I did a little archaeology to see how the code evolved to this point.
It's been like this a long time.
I also did some research to understand why filesystems use lock_buffer()
sometimes but not others. For example, the FAT driver never calls it. I
ran across this thread from 2011:
https://lkml.org/lkml/2011/5/16/402
...from which I conclude that while it is correct in a strict sense to
hold a lock on a buffer any time its contents are being modified,
performance considerations make it preferable (or at least reasonable)
to make some modifications without a lock provided it's known that a
subsequent write-out will "fix" any potential partial write out before
anyone else tries to read the block. I doubt that UDF sees common use
with DIF/DIX block devices, which might make a decision in favor of
performance a little easier. Since the FAT driver doesn't contain
Darrick's proposed changes I assume a decision was made that performance
was more important there.
Certainly the call to udf_setup_indirect_aext() from udf_add_aext()

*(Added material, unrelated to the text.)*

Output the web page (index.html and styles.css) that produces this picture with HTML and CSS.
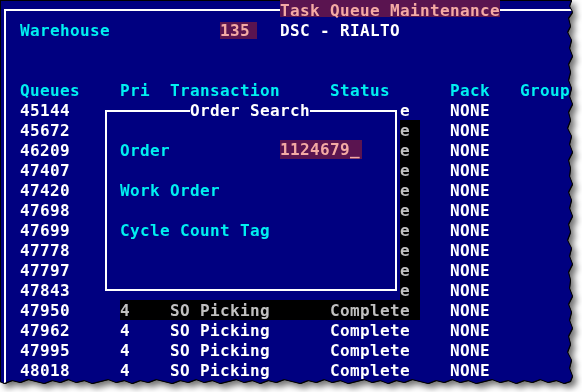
FILE: index.html
```html
<!DOCTYPE html>
<html>
<head>
<meta charset="utf-8">
<link rel="stylesheet" href="styles.css">
</head>
<body>
<div class="paper">
  <div class="screen">
    <div class="lines">
      <div class="row r-title"><span class="hl top">Task Queue Maintenance</span></div>
      <div class="row r-wh"><span class="c">Warehouse</span><span><span class="hl mid">135</span></span><span class="w">DSC - RIALTO</span></div>
      <div class="row"></div>
      <div class="row"></div>
      <div class="row tbl c"><span>Queues</span><span>Pri</span><span>Transaction</span><span>Status</span><span>Pack</span><span>Group</span></div>
      <div class="row tbl"><span>45144</span><span></span><span></span><span><span class="tail">e</span></span><span>NONE</span><span></span></div>
      <div class="row tbl"><span>45672</span><span></span><span></span><span><span class="tail sel">e</span></span><span>NONE</span><span></span></div>
      <div class="row tbl"><span>46209</span><span></span><span></span><span><span class="tail sel">e</span></span><span>NONE</span><span></span></div>
      <div class="row tbl"><span>47407</span><span></span><span></span><span><span class="tail sel">e</span></span><span>NONE</span><span></span></div>
      <div class="row tbl"><span>47420</span><span></span><span></span><span><span class="tail sel">e</span></span><span>NONE</span><span></span></div>
      <div class="row tbl"><span>47698</span><span></span><span></span><span><span class="tail sel">e</span></span><span>NONE</span><span></span></div>
      <div class="row tbl"><span>47699</span><span></span><span></span><span><span class="tail sel">e</span></span><span>NONE</span><span></span></div>
      <div class="row tbl"><span>47778</span><span></span><span></span><span><span class="tail sel">e</span></span><span>NONE</span><span></span></div>
      <div class="row tbl"><span>47797</span><span></span><span></span><span><span class="tail sel">e</span></span><span>NONE</span><span></span></div>
      <div class="row tbl"><span>47843</span><span></span><span></span><span><span class="tail sel">e</span></span><span>NONE</span><span></span></div>
      <div class="row tbl"><span>47950</span><span class="sel">4</span><span class="sel">SO Picking</span><span><span class="stat sel">Complete</span></span><span>NONE</span><span></span></div>
      <div class="row tbl"><span>47962</span><span>4</span><span>SO Picking</span><span>Complete</span><span>NONE</span><span></span></div>
      <div class="row tbl"><span>47995</span><span>4</span><span>SO Picking</span><span>Complete</span><span>NONE</span><span></span></div>
      <div class="row tbl"><span>48018</span><span>4</span><span>SO Picking</span><span>Complete</span><span>NONE</span><span></span></div>
    </div>
    <div class="popup">
      <div class="plines">
        <div class="row p-title"><span class="ptitle">Order Search</span></div>
        <div class="row"></div>
        <div class="row p-field"><span class="c">Order</span><span><span class="hl inp">1124679_</span></span></div>
        <div class="row"></div>
        <div class="row p-field"><span class="c">Work Order</span></div>
        <div class="row"></div>
        <div class="row p-field"><span class="c">Cycle Count Tag</span></div>
      </div>
    </div>
  </div>
</div>
</body>
</html>
```
FILE: styles.css
```css
html, body {
  margin: 0;
  padding: 0;
  background: #ffffff;
}
body {
  width: 582px;
  height: 392px;
  overflow: hidden;
}
.paper {
  width: 582px;
  height: 392px;
  filter: drop-shadow(1px 0 0 #000) drop-shadow(0 1px 0 #000) drop-shadow(4px 4px 3px rgba(0, 0, 0, 0.55));
}
.screen {
  position: relative;
  width: 576px;
  height: 386px;
  background: #000080;
  box-shadow: inset 1px 1px 0 #000;
  font-family: "DejaVu Sans Mono", monospace;
  font-weight: bold;
  font-size: 16px;
  letter-spacing: 0.37px;
  color: #ffffff;
  clip-path: polygon(0 0, 571px 0, 569px 6px, 572px 12px, 568px 18px, 570px 26px, 567px 32px, 571px 40px, 569px 48px, 572px 56px, 568px 64px, 570px 72px, 568px 80px, 571px 88px, 569px 96px, 572px 104px, 568px 112px, 570px 120px, 567px 128px, 571px 136px, 569px 144px, 572px 152px, 568px 160px, 570px 168px, 569px 176px, 572px 184px, 568px 192px, 571px 200px, 569px 208px, 572px 216px, 568px 224px, 570px 232px, 567px 240px, 571px 248px, 569px 256px, 572px 264px, 568px 272px, 570px 280px, 569px 288px, 572px 296px, 568px 304px, 571px 312px, 569px 320px, 572px 328px, 568px 336px, 570px 344px, 567px 352px, 571px 360px, 569px 368px, 572px 376px, 570px 381px, 564px 383px, 556px 380px, 548px 382px, 540px 379px, 532px 382px, 524px 380px, 516px 383px, 508px 380px, 500px 382px, 492px 379px, 484px 381px, 476px 383px, 468px 380px, 460px 382px, 452px 379px, 444px 382px, 436px 380px, 428px 383px, 420px 381px, 412px 379px, 404px 382px, 396px 380px, 388px 383px, 380px 380px, 372px 382px, 364px 379px, 356px 381px, 348px 383px, 340px 380px, 332px 382px, 324px 379px, 316px 382px, 308px 380px, 300px 383px, 292px 381px, 284px 379px, 276px 382px, 268px 380px, 260px 383px, 252px 380px, 244px 382px, 236px 379px, 228px 381px, 220px 383px, 212px 380px, 204px 382px, 196px 379px, 188px 382px, 180px 380px, 172px 383px, 164px 381px, 156px 379px, 148px 382px, 140px 380px, 132px 383px, 124px 380px, 116px 382px, 108px 379px, 100px 381px, 92px 383px, 84px 380px, 76px 382px, 68px 379px, 60px 382px, 52px 380px, 44px 383px, 36px 381px, 28px 379px, 20px 382px, 12px 380px, 4px 383px, 0 381px);
}
.screen::before {
  content: "";
  position: absolute;
  left: 4px;
  top: 9px;
  right: -20px;
  bottom: -20px;
  border-top: 2px solid #ffffff;
  border-left: 2px solid #ffffff;
}
.lines {
  position: relative;
  z-index: 1;
  display: flex;
  flex-direction: column;
}
.row {
  height: 20px;
  line-height: 20px;
  display: flex;
}
.row > span {
  display: block;
  height: 20px;
  box-sizing: border-box;
  padding-top: 1px;
  white-space: pre;
}
.c { color: #00f0f0; }
.w { color: #ffffff; }

/* title */
.r-title { padding-left: 280px; }
.hl { color: #f4aaa4; }
.row > .hl.top {
  background: linear-gradient(#5a1450 0, #5a1450 17px, transparent 17px);
  width: 220px;
}

/* warehouse */
.r-wh { display: grid; grid-template-columns: 200px 60px 1fr; padding-left: 20px; }
.hl.mid {
  display: inline-block;
  width: 37px;
  height: 19px;
  vertical-align: top;
  background: linear-gradient(transparent 0, transparent 1px, #5a1450 1px, #5a1450 18px, transparent 18px);
}

/* table */
.tbl {
  display: grid;
  grid-template-columns: 100px 50px 160px 120px 70px 1fr;
  padding-left: 20px;
  color: #ffffff;
}
.tbl.c { color: #00f0f0; }
.row > span.sel,
.sel {
  background: #000000;
  color: #c0c0c0;
}
.row > span.sel { margin-top: 0; }
.tail {
  display: inline-block;
  margin-left: 70px;
  width: 20px;
  height: 20px;
  margin-top: -1px;
  padding-top: 1px;
  box-sizing: border-box;
  vertical-align: top;
}
.stat {
  display: inline-block;
  width: 90px;
  height: 20px;
  margin-top: -1px;
  padding-top: 1px;
  box-sizing: border-box;
  vertical-align: top;
}

/* popup */
.popup {
  position: absolute;
  left: 100px;
  top: 100px;
  width: 300px;
  height: 200px;
  background: #000080;
  z-index: 2;
}
.popup::before {
  content: "";
  position: absolute;
  left: 5px;
  top: 10px;
  width: 292px;
  height: 181px;
  box-sizing: border-box;
  border: 2px solid #ffffff;
}
.plines {
  position: relative;
  z-index: 1;
  display: flex;
  flex-direction: column;
}
.p-title { padding-left: 90px; }
.row > .ptitle {
  background: #000080;
  color: #ffffff;
}
.p-field { display: grid; grid-template-columns: 160px 1fr; padding-left: 20px; }
.hl.inp {
  display: inline-block;
  width: 82px;
  height: 19px;
  margin-top: -1px;
  vertical-align: top;
  background: #5a1450;
}
```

meets those criteria. But udf_table_free_blocks() may not dirty the AED
block.
So if this looks reasonable I will resend as a formal patch:
--- a/fs/udf/inode.c 2019-03-30 11:28:38.637759458 -0500
+++ b/fs/udf/inode.c 2019-03-30 11:33:00.357761250 -0500
@@ -1873,9 +1873,6 @@ int udf_setup_indirect_aext(struct inode
return -EIO;
lock_buffer(bh);
memset(bh->b_data, 0x00, sb->s_blocksize);
- set_buffer_uptodate(bh);
- unlock_buffer(bh);
- mark_buffer_dirty_inode(bh, inode);
aed = (struct allocExtDesc *)(bh->b_data);
if (!UDF_QUERY_FLAG(sb, UDF_FLAG_STRICT)) {
@@ -1890,6 +1887,9 @@ int udf_setup_indirect_aext(struct inode
udf_new_tag(bh->b_data, TAG_IDENT_AED, ver, 1, block,
sizeof(struct tag));
+ set_buffer_uptodate(bh);
+ unlock_buffer(bh);
+
nepos.block = neloc;
nepos.offset = sizeof(struct allocExtDesc);
nepos.bh = bh;
@@ -1913,6 +1913,8 @@ int udf_setup_indirect_aext(struct inode
} else {
__udf_add_aext(inode, epos, &nepos.block,
sb->s_blocksize | EXT_NEXT_EXTENT_ALLOCDECS, 0);
+ /* Make sure completed AED gets written out */
+ mark_buffer_dirty_inode(nepos.bh, inode);
}
brelse(epos->bh);
------------------------------------------------------------------------
Steven J. Magnani "I claim this network for MARS!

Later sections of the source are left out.